Other Parts Discussed in Thread: OPT3001, OPT3001EVM

Some modern LED lamps have significant flicker amplitude at frequencies in the hundreds to the kHz range. How does the OPT3001 perform under such flicker conditions?

The issue is of course that unless the analog signal from the light to current sensor is properly anti-alias filtered before reaching the ADC, the measurement can be very wrong. Note that it may not be of any help to increase the integration time - the aliased-down signal cannot be removed digitally. Nor does it help to integrate in a multiple of the flicker period, because the period is unknown and varying, as it is not necessarily locked to the 50/60Hz grid.

The datasheet has no mention of an anti-alias filter nor a sampling frequency. Can anyone comment on these issues?

  • Henning,
    We do see some effect from flicker at lower frequencies, under 1kHz. In my limited testing, I only saw up to about 10 lux of variation with an uncovered device. I also played with the duty cycle a bit and saw some effect there as well, but again, 10 or less. That said, it was me spinning the dial of a function generator, not a precision automated sweep, which seems to be in order to be able to actually say what the observed max variation is. Frequencies above 1khz did seem to average out, from what I recall.

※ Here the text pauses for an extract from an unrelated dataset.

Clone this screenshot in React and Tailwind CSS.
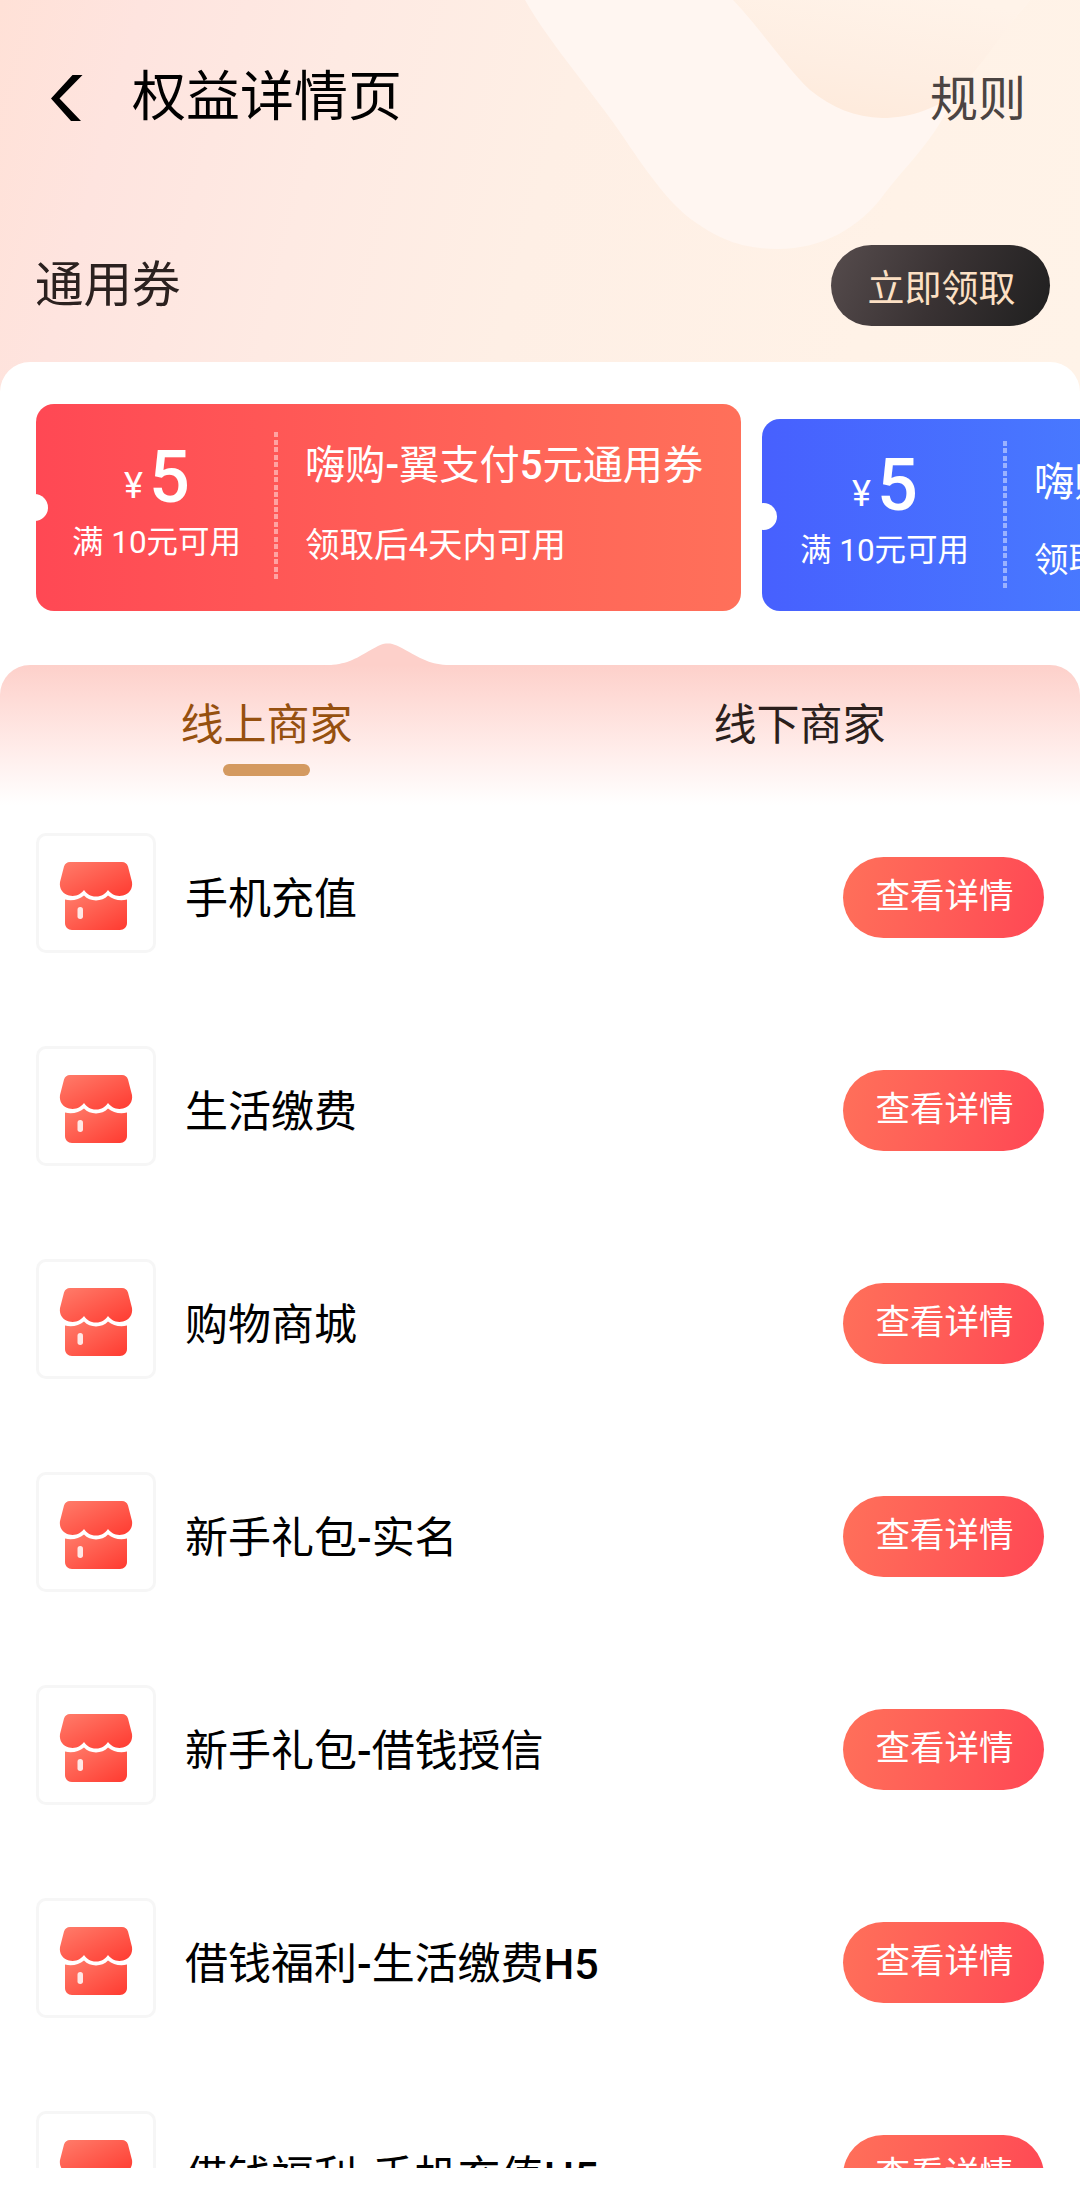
import React from "react";

const MERCHANTS = [
  "手机充值",
  "生活缴费",
  "购物商城",
  "新手礼包-实名",
  "新手礼包-借钱授信",
  "借钱福利-生活缴费H5",
  "借钱福利-手机充值H5",
];

// latin letters, digits and dashes are set heavier than the Chinese text
function MixedText({ children }) {
  return children.split(/([A-Za-z0-9-]+)/).map((part, i) =>
    i % 2 ? (
      <span key={i} className="font-medium">
        {part}
      </span>
    ) : (
      part
    )
  );
}

function HeaderRibbon() {
  return (
    <svg className="absolute inset-0 w-full h-full" viewBox="0 0 1080 400" preserveAspectRatio="none" aria-hidden="true">
      <defs>
        <linearGradient id="petal" x1="0.3" y1="1" x2="0.75" y2="0">
          <stop offset="0" stopColor="#feeadb" />
          <stop offset="0.4" stopColor="#feeee2" />
          <stop offset="1" stopColor="#fff3e9" />
        </linearGradient>
      </defs>
      <path
        d="M525 0H1030C1000 35 965 78 940 123C925 148 907 165 885 193C860 228 822 249 778 249C738 249 715 236 695 222C672 206 655 183 630 147C600 100 550 45 525 0Z"
        fill="#fff6f1"
      />
      <path d="M733 0H1030C1005 28 985 62 958 90C940 108 910 118 882 118C855 117 832 108 810 90C785 66 760 28 733 0Z" fill="url(#petal)" />
    </svg>
  );
}

function StoreIcon() {
  return (
    <svg className="w-[74px] h-[70px]" viewBox="0 0 74 70" aria-hidden="true">
      <defs>
        <linearGradient id="store" x1="0" y1="0" x2="1" y2="1">
          <stop offset="0" stopColor="#ff7d6b" />
          <stop offset="1" stopColor="#ff3a30" />
        </linearGradient>
      </defs>
      <path
        d="M11 1H63C66 1 68 2.500 69 5.500L73 21C74 28 70 33 64 34.500C57 36 52 33 49 29C46 33 43 35.500 37 35.500C31 35.500 28 33 25 29C22 33 17 36 10 34.500C4 33 0 28 1 21L5 5.500C6 2.500 8 1 11 1Z"
        fill="url(#store)"
      />
      <path
        d="M6 38.500C13 40.500 20 38.500 25 34.500C31 41 43 41 49 34.500C54 38.500 61 40.500 68 38.500V62C68 66 65 69 61 69H13C9 69 6 66 6 62Z"
        fill="url(#store)"
      />
      <rect x="18.500" y="46" width="5.500" height="12" rx="2.700" fill="#fff" fillOpacity="0.85" />
    </svg>
  );
}

function Amount({ className }) {
  return (
    <div className={`w-[240px] shrink-0 flex flex-col items-center ${className}`}>
      <div className="flex items-baseline gap-[6px] pl-[2px] h-[72px] leading-[72px]">
        <span className="relative -top-[4px] text-[36px]">¥</span>
        <span className="text-[72px] font-medium">5</span>
      </div>
      <div className="mt-[9px] pl-[1px] h-[40px] leading-[40px] text-[31.5px]">满 10元可用</div>
    </div>
  );
}

function DottedLine({ className }) {
  return (
    <div
      className={`w-[4px] h-[149px] shrink-0 bg-[repeating-linear-gradient(to_bottom,rgba(255,255,255,0.45)_0_5px,transparent_5px_7.5px)] ${className}`}
    />
  );
}

function Notch({ className }) {
  return <div className={`absolute w-[27px] h-[27px] rounded-full bg-white ${className}`} />;
}

function Coupons() {
  return (
    <div className="flex items-end gap-[21px] pl-[36px] h-[249px] shrink-0 pt-[42px] overflow-hidden text-white">
      <div className="relative flex w-[705px] h-[207px] shrink-0 rounded-[18px] bg-linear-to-r from-[#ff4854] to-[#ff705a]">
        <Notch className="left-[-15px] top-[90px]" />
        <Amount className="pt-[38px]" />
        <DottedLine className="mt-[28px] -ml-[2px]" />
        <div className="pl-[27px] pt-[37px]">
          <div className="h-[50px] leading-[50px] text-[40.2px] whitespace-nowrap">
            <MixedText>嗨购-翼支付5元通用券</MixedText>
          </div>
          <div className="mt-[29px] h-[50px] leading-[50px] text-[34.5px] whitespace-nowrap">领取后4天内可用</div>
        </div>
      </div>
      <div className="relative flex w-[705px] h-[192px] shrink-0 rounded-[18px] bg-linear-to-r from-[#4760fe] to-[#4c93ff]">
        <Notch className="left-[-12px] top-[84px]" />
        <Amount className="pt-[31px] pl-[4px]" />
        <DottedLine className="mt-[22px] ml-[1px]" />
        <div className="pl-[27px] pt-[39px]">
          <div className="h-[50px] leading-[50px] text-[40.2px] whitespace-nowrap">
            <MixedText>嗨购-翼支付5元通用券</MixedText>
          </div>
          <div className="mt-[27px] h-[50px] leading-[50px] text-[34.5px] whitespace-nowrap">领取后4天内可用</div>
        </div>
      </div>
    </div>
  );
}

function Tabs() {
  return (
    <div className="relative mt-[54px] h-[140px] shrink-0 rounded-t-[30px] bg-linear-to-b from-[#fdd0ca] to-white">
      {/* pointer towards the active coupon */}
      <svg className="absolute left-[322px] top-[-22px] w-[132px] h-[23px]" viewBox="0 0 132 23" aria-hidden="true">
        <path d="M0 22.500C22 22 30 18 46 8.500C58 2 60 0.500 66 0.500C72 0.500 76 3 88 9.500C102 17 110 22 132 22.500V23H0Z" fill="#fdd0ca" />
      </svg>
      <div className="grid grid-cols-2 pr-[14px] pt-[29px] text-[43px] leading-[62px] text-center">
        <div className="flex flex-col items-center text-[#96500f]">
          线上商家
          <span className="mt-[8px] w-[87px] h-[12px] rounded-full bg-[#d49a60]" />
        </div>
        <div className="text-[#2b1f1c]">线下商家</div>
      </div>
    </div>
  );
}

function MerchantRow({ name }) {
  return (
    <div className="flex items-center h-[120px] mb-[93px] pl-[36px] pr-[36px] shrink-0">
      <div className="flex items-center justify-center w-[120px] h-[120px] pt-[5px] rounded-[10px] border-[3px] border-[#f6f6f6]">
        <StoreIcon />
      </div>
      <div className="ml-[29px] grow text-[43px] leading-[62px] pt-[11px] text-black">
        <MixedText>{name}</MixedText>
      </div>
      <button className="w-[201px] h-[81px] mt-[9px] pl-[2px] pb-[3px] rounded-full bg-linear-105 from-[#ff705a] to-[#ff4654] text-white text-[34.5px] leading-none">
        查看详情
      </button>
    </div>
  );
}

export default function App() {
  return (
    <div className="w-[1080px] h-[2202px] overflow-hidden bg-white font-[Roboto,'Noto_Sans_CJK_SC',sans-serif]">
      <header className="relative h-[400px] bg-[linear-gradient(105deg,#ffe1d7_0%,#fee4df_12%,#feeae3_30%,#feefe5_50%,#fff2e7_80%,#fff3e8_100%)]">
        <HeaderRibbon />
        <div className="relative">
          <div className="flex items-center h-[194px] pl-[50px] pr-[54px]">
            <svg className="w-[33px] h-[48px] mt-[2px]" viewBox="0 0 33 48" aria-hidden="true">
              <path d="M22.500 1H32.500L9.500 24.500L31 47H21L1 24.500Z" fill="#000" />
            </svg>
            <h1 className="ml-[49px] pt-[2px] grow text-[54px] leading-[72px] text-black">权益详情页</h1>
            <span className="pt-[5px] text-[48px] leading-[60px] text-[#4b4442]">规则</span>
          </div>
          <div className="flex items-center justify-between h-[183px] pl-[35px] pr-[30px]">
            <h2 className="text-[48.5px] leading-[60px] text-[#2b211f]">通用券</h2>
            <button className="w-[219px] h-[81px] rounded-full bg-[linear-gradient(115deg,#564c4d,#393233_50%,#1f1f1f)] pt-[7px] pl-[2px] text-[37px] leading-none text-[#fce0c4]">
              立即领取
            </button>
          </div>
        </div>
      </header>
      <main className="relative -mt-[38px] flex flex-col h-[1806px] overflow-hidden rounded-t-[30px] bg-white">
        <Coupons />
        <Tabs />
        <div className="flex flex-col shrink-0 pt-[28px]">
          {MERCHANTS.map((name) => (
            <MerchantRow key={name} name={name} />
          ))}
        </div>
      </main>
    </div>
  );
}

    You can set up the experiment yourself with the opt3001evm as well. I'm out of the office on travel for the next week, but I'll see if I can get someone to set up something to check this out a bit more. Is there a particular range you're looking for?

    Thanks,
    Jason
  • Hello Jason,
    Thanks for your answer.
    I have seen LED lamps modulated by 100Hz (rectified grid power) to few kHz. The challenge for light sensing is that the modulation depth can be high, because it is not limited by the LED bandwidth. High modulation depth operation it is not favorable for power efficiency and EMC reasons.
    The metric for sensitivity against source modulation should be in % not in Lux - should'nt it?
    br henning
  • Henning,


    I had my team take some data at 100mS and 800mS integration time.  Legal-type disclaimer: This is one unit, one sweep each integration time, room temperature, one light source, so it's not a guarantee of other unit or future performance, but it shows the performance as we saw it this one time.  We set the frequency, then took 10 samples and checked the min/max of those samples, reported here.


    Let us know if we can help further.

  • Thanks a lot for the detailed answer. It looks to work well even in high flicker conditions above the visual frequency range. May I suggest to add this very relevant information to the datasheet or at least an app-note?
    br henning
  • Since we're not testing a statistically significant number of units over various supply and temperature conditions, we probably won't put it in the data sheet, but I will add it to the FAQ in this forum for future reference. Glad we could help!